Interest rate rises may have put a dent in the residential market but Australia’s big format retail property sector is accelerating.
Colliers head of retail middle markets in Australia James Wilson says while REITs have backed off the big format retail sector it was proving the hero of retail for private equity.
Wilson says Colliers has transacted more than $180 million between May and July this year, a 66 per cent increase on the previous three months. He says rate rises are materially impacting certain sectors but buyers have rallied in the big format retail sector for its development upside and as an inflationary hedge.
“There’s been $200 million in transactions in the last two months,” Wilson says.
“There’s a lot of transactions and there’s still a lot of capital yet to be deployed. The key thing to look at is where is the capital coming from and what type of assets is it looking for, there’s been a real flight to quality.
“They’re buying the best supermarkets, hardware, and neighbourhood shopping centres, which remained resilient assets during the pandemic and provide a good hedge against inflation.
“Secondary assets are affected more materially by the rate rises.”
Wilson says Bunnings has been a standout in the sector as a solid performer, as well as Dan Murphy’s and shopping centres with Coles or Woolworths as anchor tenants.
It is a reflection of how the pandemic has impacted the retail sector with home improvement and essential services remaining resilient throughout the past few years.
“The rate rises have made it harder for the REITS to buy, and institutional investors are looking to recycle their assets. Cashed-up private buyers have stepped into the market to take their place.
“I think generally in the face of growing interest rates it will diminish your return, but there is good opportunity for income growth and strong land-value increases.”
Colliers has transacted on a number of retail properties since the second rate rise in June, all below 5 per cent passing yields.
Cameron Park Plaza, NSW, sold for $60 million with a passing yield of 4.4 per cent, Burleigh Home + Life, Queensland, sold for $72.5 million, fully leased on a 4.68 per cent yield, Central Park Duo, NSW, sold for $26.1 million, Yamanto Service Centre, Queensland, sold at $21 million, and Sydney metro, a Woolworth’s anchored shopping centre, changed hands for $30 million.

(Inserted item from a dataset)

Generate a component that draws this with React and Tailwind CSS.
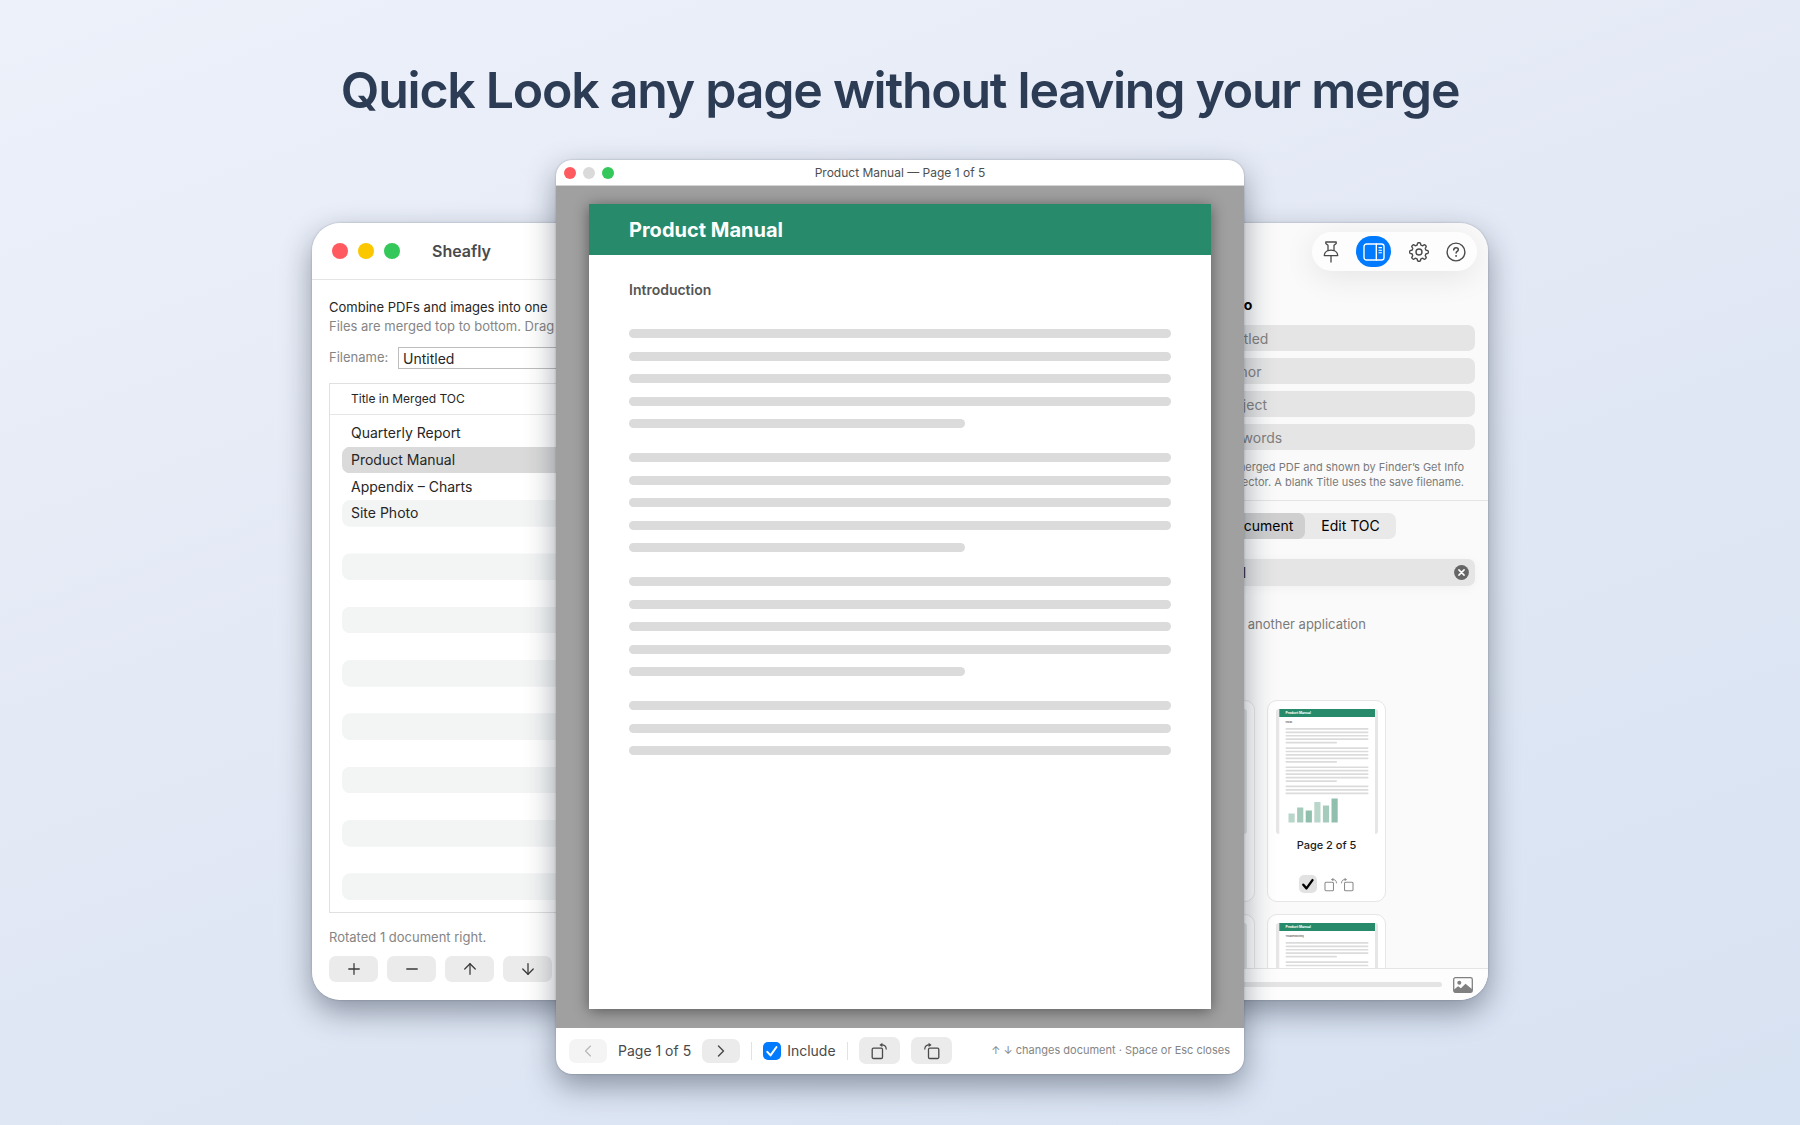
import React from "react";
import {
  ArrowDown,
  ArrowUp,
  ChevronLeft,
  ChevronRight,
  Minus,
  Plus,
} from "lucide-react";

const documents = [
  { title: "Quarterly Report", pages: 8 },
  { title: "Product Manual", pages: 5, selected: true },
  { title: "Appendix – Charts", pages: 3 },
  { title: "Site Photo", pages: 1 },
];

// The list is padded with empty striped rows down to the bottom
const rows = Array.from({ length: 18 }, (_, index) => documents[index] || null);

const infoFields = [
  { id: "info-title", label: "Title:", placeholder: "Untitled" },
  { id: "info-author", label: "Author:", placeholder: "Author" },
  { id: "info-subject", label: "Subject:", placeholder: "Subject" },
  { id: "info-keywords", label: "Keywords:", placeholder: "Keywords" },
];

const thumbnails = [
  { number: 1, heading: "Introduction" },
  { number: 2, heading: "Install", chart: true },
  { number: 3, heading: "Usage" },
  { number: 4, heading: "Troubleshooting" },
];

const chartBars = [
  { height: 9, fill: "#b9d6cb" },
  { height: 15, fill: "#a5cbbd" },
  { height: 12, fill: "#91bfae" },
  { height: 20.5, fill: "#b9d6cb" },
  { height: 17, fill: "#a5cbbd" },
  { height: 24, fill: "#91bfae" },
];

// Outline of a gear with eight rounded teeth
const gearPoints = Array.from({ length: 160 }, (_, index) => {
  const angle = (index / 160) * Math.PI * 2;
  const radius = 8.2 + Math.tanh(2.4 * Math.cos(8 * angle)) * 1.1;
  return `${(10 + radius * Math.sin(angle)).toFixed(2)},${(10 - radius * Math.cos(angle)).toFixed(2)}`;
}).join(" ");

const PinIcon = () => (
  <svg className="w-4 h-[22px]" viewBox="0 0 16 22" fill="none" stroke="currentColor" strokeWidth="1.3" strokeLinejoin="round" strokeLinecap="round">
    <path d="M2.8 1h10.4v1.4L11 4.3v5.2c2.3.9 3.6 2.6 3.7 5.1H1.3c.1-2.5 1.4-4.2 3.7-5.1V4.3L2.8 2.4z" />
    <path d="M5 9.6c1.9-.7 4.1-.7 6 0M8 14.8V21" />
  </svg>
);

const SidebarIcon = () => (
  <svg className="w-[22px] h-[18px]" viewBox="0 0 22 18" fill="none" stroke="currentColor" strokeWidth="1.4" strokeLinecap="round">
    <rect x="1" y="1" width="20" height="16" rx="2.6" />
    <path d="M13.3 1v16" />
    <path d="M16 4.6h2.5M16 7.2h2.5M16 9.8h2.5" strokeWidth="1.1" />
  </svg>
);

const GearIcon = () => (
  <svg className="w-5 h-5" viewBox="0 0 20 20" fill="none" stroke="currentColor" strokeWidth="1.4" strokeLinejoin="round">
    <polygon points={gearPoints} />
    <circle cx="10" cy="10" r="3" />
  </svg>
);

const HelpIcon = () => (
  <svg className="w-5 h-5" viewBox="0 0 20 20" fill="none" stroke="currentColor" strokeWidth="1.4" strokeLinecap="round">
    <circle cx="10" cy="10" r="8.9" />
    <path d="M7.7 7.9c.1-1.4 1-2.2 2.3-2.2 1.4 0 2.3.8 2.3 2 0 1.7-2.2 1.7-2.2 3.4" strokeWidth="1.5" />
    <circle cx="10.1" cy="13.9" r="0.95" fill="currentColor" stroke="none" />
  </svg>
);

const RotateIcon = ({ right, className }) => (
  <svg className={className} viewBox="0 0 17 18" fill="none" stroke="currentColor">
    <g transform={right ? "translate(17 0) scale(-1 1)" : undefined}>
      <rect x="1.2" y="6.2" width="10.3" height="10.3" rx="1.2" strokeWidth="1.3" />
      <path d="M10.2 2.9c3-.3 5 1.2 5 4.2" strokeWidth="1.2" strokeLinecap="round" />
      <path d="M8.4 3l3-2.2v4.3z" fill="currentColor" stroke="none" />
    </g>
  </svg>
);

const PhotoIcon = () => (
  <svg className="w-5 h-4" viewBox="0 0 20 16" fill="none">
    <rect x="0.7" y="0.7" width="18.6" height="14.6" rx="1.8" stroke="#808080" strokeWidth="1.3" />
    <circle cx="6.3" cy="5.7" r="2" fill="#808080" />
    <path d="M1 12.5l4.2-3.3 2.7 2 4.6-4.4 6.7 5.5v2.9H1z" fill="#808080" />
  </svg>
);

const TrafficLights = ({ small }) =>
  small ? (
    <div className="flex gap-[7px]">
      <span className="w-3 h-3 rounded-full bg-[#ff5a5f]" />
      <span className="w-3 h-3 rounded-full bg-[#dadada]" />
      <span className="w-3 h-3 rounded-full bg-[#34c759]" />
    </div>
  ) : (
    <div className="flex gap-[10px]">
      <span className="w-4 h-4 rounded-full bg-[#ff5a5f]" />
      <span className="w-4 h-4 rounded-full bg-[#fbc700]" />
      <span className="w-4 h-4 rounded-full bg-[#34c759]" />
    </div>
  );

// Small drawing of a manual page, as it shows in the inspector
const PageThumbnail = ({ heading, chart }) => {
  const lines = [];
  for (let group = 0; group < 4; group++) {
    const count = group === 3 ? 3 : 5;
    for (let line = 0; line < count; line++) {
      lines.push({ y: 19 + group * 19.2 + line * 3.45, width: line === 4 ? 51.5 : 83 });
    }
  }

  return (
    <svg className="w-[102px] h-[125px]" viewBox="0 0 102 125" fontFamily="Inter, sans-serif">
      <rect width="102" height="125" rx="3" fill="#e6e6e6" />
      <rect x="3.3" width="95.7" height="125" fill="#fff" />
      <rect x="3.3" width="95.7" height="8" fill="#278a6a" />
      <text x="9.5" y="5.4" fontSize="3.3" fontWeight="700" fill="#fff">
        Product Manual
      </text>
      <text x="9.5" y="14.4" fontSize="2.3" fontWeight="600" fill="#555">
        {heading}
      </text>
      {lines.map((line, index) => (
        <rect key={index} x="9.5" y={line.y} width={line.width} height="1.7" rx="0.8" fill="#dbdbdb" />
      ))}
      {chart &&
        chartBars.map((bar, index) => (
          <rect key={index} x={12.5 + index * 8.6} y={113.5 - bar.height} width="6.2" height={bar.height} fill={bar.fill} />
        ))}
    </svg>
  );
};

const ThumbnailCard = ({ number, heading, chart }) => (
  <div className="h-[202px] pt-2 flex flex-col items-center bg-white border border-[#e6e6e6] rounded-[10px]">
    <PageThumbnail heading={heading} chart={chart} />
    <p className="mt-[3px] text-[11px] leading-4 font-medium text-[#1c1c1c]">Page {number} of 5</p>
    <div className="mt-[22px] flex items-center">
      <label className="relative w-[18px] h-[18px]">
        <span className="sr-only">Include page {number}</span>
        <input type="checkbox" defaultChecked className="block appearance-none w-[18px] h-[18px] rounded-[5px] bg-[#e2e2e2]" />
        <svg className="absolute inset-0 pointer-events-none" viewBox="0 0 18 18" fill="none" stroke="#000" strokeWidth="2.4" strokeLinecap="round" strokeLinejoin="round">
          <path d="M4.3 9.7l3.2 3.7 6-8.3" />
        </svg>
      </label>
      <button aria-label="Rotate left" className="ml-[7px] text-[#8c8c8c]">
        <RotateIcon className="block w-[14px] h-[15px]" />
      </button>
      <button aria-label="Rotate right" className="ml-[2px] text-[#8c8c8c]">
        <RotateIcon right className="block w-[14px] h-[15px]" />
      </button>
    </div>
  </div>
);

const MergePane = () => (
  <div className="flex-1 min-w-0 bg-white">
    <header className="h-[57px] pl-5 flex items-center border-b border-[#e4e4e4]">
      <TrafficLights />
      <span className="ml-8 text-base font-semibold text-[#4a4a4a]">Sheafly</span>
    </header>

    <div className="pl-[17px] pr-4 pt-[18px] pb-[18px] whitespace-nowrap">
      <p className="text-[13px] leading-[19px] text-[#262626]">
        Combine PDFs and images into one
      </p>
      <p className="text-[13px] leading-[19px] text-[#858585]">
        Files are merged top to bottom. Drag rows to reorder them.
      </p>

      <div className="mt-[11px] flex items-center">
        <label htmlFor="filename" className="w-[69px] text-[13px] text-[#858585]">
          Filename:
        </label>
        <input
          id="filename"
          defaultValue="Untitled"
          className="flex-1 min-w-0 h-[22px] px-1 border border-[#bdbdbd] text-sm text-[#262626]"
        />
      </div>

      <div className="mt-[14px] pb-3 border border-[#e0e0e0]">
        <table className="w-full h-[516px] text-sm leading-5 text-[#262626]">
          <thead>
            <tr className="h-[30px] text-xs text-left border-b border-[#e6e6e6]">
              <th className="py-0 pl-[21px] font-normal">Title in Merged TOC</th>
              <th className="py-0 pr-6 text-right font-normal">Pages</th>
            </tr>
          </thead>
          <tbody>
            <tr className="h-[6px]">
              <td colSpan={2} className="p-0" />
            </tr>
            {rows.map((row, index) => (
              <tr
                key={index}
                className={
                  row && row.selected
                    ? "bg-[#dadada] [clip-path:inset(0_12px_round_8px)]"
                    : index % 2
                      ? "bg-[#f3f5f5] [clip-path:inset(0_12px_round_8px)]"
                      : "bg-white"
                }
              >
                <td className="h-[26px] pl-[21px] py-0">{row ? row.title : ""}</td>
                <td className="h-[26px] pr-6 py-0 text-right">{row ? row.pages : ""}</td>
              </tr>
            ))}
          </tbody>
        </table>
      </div>

      <p className="mt-[14px] text-[13px] leading-5 text-[#858585]">Rotated 1 document right.</p>

      <div className="mt-[9px] flex gap-[9px] text-[#3a3a3a]">
        <button aria-label="Add" className="w-[49px] h-[26px] flex items-center justify-center rounded-[7px] bg-[#ebebeb]">
          <Plus size={18} strokeWidth={1.7} />
        </button>
        <button aria-label="Remove" className="w-[49px] h-[26px] flex items-center justify-center rounded-[7px] bg-[#ebebeb]">
          <Minus size={18} strokeWidth={1.7} />
        </button>
        <button aria-label="Move up" className="w-[49px] h-[26px] flex items-center justify-center rounded-[7px] bg-[#ebebeb]">
          <ArrowUp size={18} strokeWidth={1.7} />
        </button>
        <button aria-label="Move down" className="w-[49px] h-[26px] flex items-center justify-center rounded-[7px] bg-[#ebebeb]">
          <ArrowDown size={18} strokeWidth={1.7} />
        </button>
      </div>
    </div>
  </div>
);

const InspectorPane = () => (
  <aside className="w-[367px] shrink-0 flex flex-col bg-[#fafafa] [contain:size]">
    <div className="flex-1 min-h-0 overflow-hidden">
      <div className="pt-[9px] pr-[11px] flex justify-end">
        <div className="w-[165px] h-[39px] px-[11px] flex items-center justify-between rounded-full bg-[#fdfdfd] shadow-[0_6px_32px_rgba(0,0,0,0.09)] text-[#4a4a4a]">
          <button aria-label="Keep on top">
            <PinIcon />
          </button>
          <button aria-label="Toggle inspector" className="w-[35px] h-[31px] flex items-center justify-center rounded-full bg-[#007aff] text-white">
            <SidebarIcon />
          </button>
          <button aria-label="Settings">
            <GearIcon />
          </button>
          <button aria-label="Help">
            <HelpIcon />
          </button>
        </div>
      </div>

      <div className="px-[13px]">
        <h2 className="mt-6 ml-[61px] text-sm leading-5 font-bold text-black">PDF Info</h2>
        <div className="mt-[10px] flex flex-col gap-[7px]">
          {infoFields.map((field) => (
            <div key={field.id} className="flex items-center">
              <label htmlFor={field.id} className="w-[71px] text-[13px] text-[#7a7a7a]">
                {field.label}
              </label>
              <input
                id={field.id}
                placeholder={field.placeholder}
                className="flex-1 min-w-0 h-[26px] pl-3 pr-2 rounded-[7px] bg-[#e5e5e5] text-sm placeholder:text-[#808080]"
              />
            </div>
          ))}
        </div>
        <p className="mt-[10px] pr-[11px] text-[11px] leading-[15px] text-right whitespace-nowrap text-[#7a7a7a]">
          Written to the merged PDF and shown by Finder’s Get Info
          <br />
          and its inspector. A blank Title uses the save filename.
        </p>
      </div>

      <div className="mt-[10px] pt-3 px-[13px] border-t border-[#e4e4e4]">
        <div className="flex justify-center">
          <div className="flex h-[26px] rounded-[7px] bg-[#e9e9e9] text-sm text-black">
            <button className="px-3 rounded-[7px] bg-[#cfcfcf]">Document</button>
            <button className="px-4">Edit TOC</button>
          </div>
        </div>
        <div className="relative mt-5">
          <input
            aria-label="Document title"
            defaultValue="Product Manual"
            className="block w-full h-[27px] px-2 rounded-[7px] bg-[#e5e5e5] text-sm text-[#262626] shadow-[0_2px_12px_rgba(0,0,0,0.04)]"
          />
          <button aria-label="Clear title" className="absolute right-[6px] top-[6px]">
            <svg className="block w-[15px] h-[15px]" viewBox="0 0 15 15">
              <circle cx="7.5" cy="7.5" r="7.4" fill="#666" />
              <path d="M4.9 4.9l5.2 5.2M10.1 4.9l-5.2 5.2" stroke="#fff" strokeWidth="1.5" strokeLinecap="round" />
            </svg>
          </button>
        </div>
        <p className="mt-7 pl-8 text-[13px] leading-5 text-[#7a7a7a]">Opened with another application</p>

        <div className="mt-[66px] px-[2px] grid grid-cols-[119px_119px] gap-3">
          {thumbnails.map((page) => (
            <ThumbnailCard key={page.number} {...page} />
          ))}
        </div>
      </div>
    </div>

    <footer className="h-8 pl-4 pr-[15px] flex items-center gap-[11px] border-t border-[#e4e4e4] bg-[#fdfdfd]">
      <input
        type="range"
        aria-label="Thumbnail size"
        defaultValue="10"
        className="flex-1 min-w-0 h-[5px] appearance-none rounded-full bg-[#e4e4e4]"
      />
      <PhotoIcon />
    </footer>
  </aside>
);

const MergeWindow = () => (
  <section className="[grid-area:1/1] self-start w-full mt-[63px] flex rounded-[28px] overflow-hidden shadow-[0_12px_30px_rgba(22,30,48,0.42),0_0_2px_rgba(22,30,48,0.3)]">
    <MergePane />
    <InspectorPane />
  </section>
);

const TextBlock = ({ short }) =>
  short ? (
    <div className="h-[54px] flex flex-col justify-between">
      <span className="h-[9px] rounded-full bg-[#dbdbdb]" />
      <span className="h-[9px] rounded-full bg-[#dbdbdb]" />
      <span className="h-[9px] rounded-full bg-[#dbdbdb]" />
    </div>
  ) : (
    <div className="h-[99px] flex flex-col justify-between">
      <span className="h-[9px] rounded-full bg-[#dbdbdb]" />
      <span className="h-[9px] rounded-full bg-[#dbdbdb]" />
      <span className="h-[9px] rounded-full bg-[#dbdbdb]" />
      <span className="h-[9px] rounded-full bg-[#dbdbdb]" />
      <span className="h-[9px] w-[62%] rounded-full bg-[#dbdbdb]" />
    </div>
  );

const PreviewWindow = () => (
  <section className="[grid-area:1/1] z-10 justify-self-center w-full max-w-[688px] rounded-2xl overflow-hidden bg-white shadow-[0_12px_30px_rgba(22,30,48,0.42),0_0_2px_rgba(22,30,48,0.3)]">
    <header className="h-[26px] px-2 grid grid-cols-[1fr_auto_1fr] items-center border-b border-[#d4d4d4]">
      <TrafficLights small />
      <h2 className="text-xs text-[#4f4f4f]">Product Manual — Page 1 of 5</h2>
    </header>

    <div className="px-[33px] pt-[18px] pb-[19px] bg-[#a0a0a0]">
      <article className="aspect-[17/22] bg-white shadow-[0_2px_14px_rgba(0,0,0,0.45)]">
        <h3 className="h-[51px] px-10 flex items-center bg-[#278a6a] text-xl font-bold text-white">
          Product Manual
        </h3>
        <div className="px-10 pt-[25px]">
          <h4 className="text-sm leading-5 font-semibold text-[#555]">Introduction</h4>
          <div className="mt-[29px] flex flex-col gap-[25px]">
            <TextBlock />
            <TextBlock />
            <TextBlock />
            <TextBlock short />
          </div>
        </div>
      </article>
    </div>

    <footer className="h-[46px] pl-[13px] pr-[14px] flex items-center text-sm text-[#4a4a4a]">
      <button aria-label="Previous page" disabled className="w-[38px] h-6 flex items-center justify-center rounded-[7px] bg-[#f4f4f4] text-[#b8b8b8]">
        <ChevronLeft size={20} strokeWidth={1.4} />
      </button>
      <span className="mx-[11px]">Page 1 of 5</span>
      <button aria-label="Next page" className="w-[38px] h-6 flex items-center justify-center rounded-[7px] bg-[#ebebeb]">
        <ChevronRight size={20} strokeWidth={1.7} />
      </button>
      <span className="mx-[11px] w-px h-[18px] bg-[#e2e2e2]" />
      <label className="relative flex items-center gap-[6px]">
        <input type="checkbox" defaultChecked className="appearance-none w-[18px] h-[18px] rounded-[5px] bg-[#007aff]" />
        <svg className="absolute left-0 w-[18px] h-[18px] pointer-events-none" viewBox="0 0 18 18" fill="none" stroke="#fff" strokeWidth="2" strokeLinecap="round" strokeLinejoin="round">
          <path d="M4.3 9.8l3.2 3.6 6-8.4" />
        </svg>
        Include
      </label>
      <span className="mx-[11px] w-px h-[18px] bg-[#e2e2e2]" />
      <button aria-label="Rotate left" className="w-[41px] h-[27px] flex items-center justify-center rounded-[7px] bg-[#ebebeb]">
        <RotateIcon className="w-[17px] h-[18px]" />
      </button>
      <button aria-label="Rotate right" className="ml-[11px] w-[41px] h-[27px] flex items-center justify-center rounded-[7px] bg-[#ebebeb]">
        <RotateIcon right className="w-[17px] h-[18px]" />
      </button>
      <span className="ml-auto text-[11px] text-[#858585]">↑ ↓ changes document · Space or Esc closes</span>
    </footer>
  </section>
);

const App = () => {
  return (
    <main className="min-h-screen pb-12 font-['Inter',sans-serif] bg-[linear-gradient(160deg,#edf1fa_0%,#e3e9f5_45%,#d7e2f2_100%)]">
      <h1 className="pt-[58px] pb-[38px] text-[50px] leading-[64px] font-semibold tracking-tight text-center text-[#2c3c54]">
        Quick Look any page without leaving your merge
      </h1>
      <div className="mx-auto max-w-[1176px] grid">
        <MergeWindow />
        <PreviewWindow />
      </div>
    </main>
  );
};

export default App;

Wilson says syndicates and private investors are looking to retail as a land bank for development opportunities with strong income potential in the medium term.
They are cashed-up generational investors who can absorb the interest rate rises over a longer term and are operating in a less competitive landscape without REITs in the market. But it is not clear at what point the REITs will re-enter in the current climate of rising interest rates and inflation.
Wilson says while online shopping penetration continues to grow it has only impacted the middle markets retail property sector about 10 per cent.
He says most people still prefer to purchase convenience retail goods in-person, and supermarkets had adapted with click and collect shopping, and an enhanced in-person experience.
The Australian Bureau of Statistics says household goods retailing dropped 0.3 per cent in June, but still turned over $6 billion, which made it the strongest performer in the retail sector.
Online retail in June 2022 was worth $3.5 billion.
MSCI Real Assets’ Australia Capital Trends report shows a cooling of the commercial market but head of Real Assets Research David Green-Morgan says there are some green shoots within the retail sector.
“Pockets of the retail sector have seen some robust demand but deal activity across the sector has dropped 28 per cent in the first half of the year,” Green-Morgan says.
“Overseas investors have leaned much more to the office and industrial markets.”
According to MSCI Real Assets the retail sector recorded $6 billion in sales for the first half of 2022. Large format and neighbourhood centres remained the “preferred subtype”, but there has also been renewed interest in CBD retail and larger shopping centres.
Casuarina Square in Darwin has been chalked up as the biggest retail deal of 2022 so far with Sentinal Property Group splashing $397 million on the asset.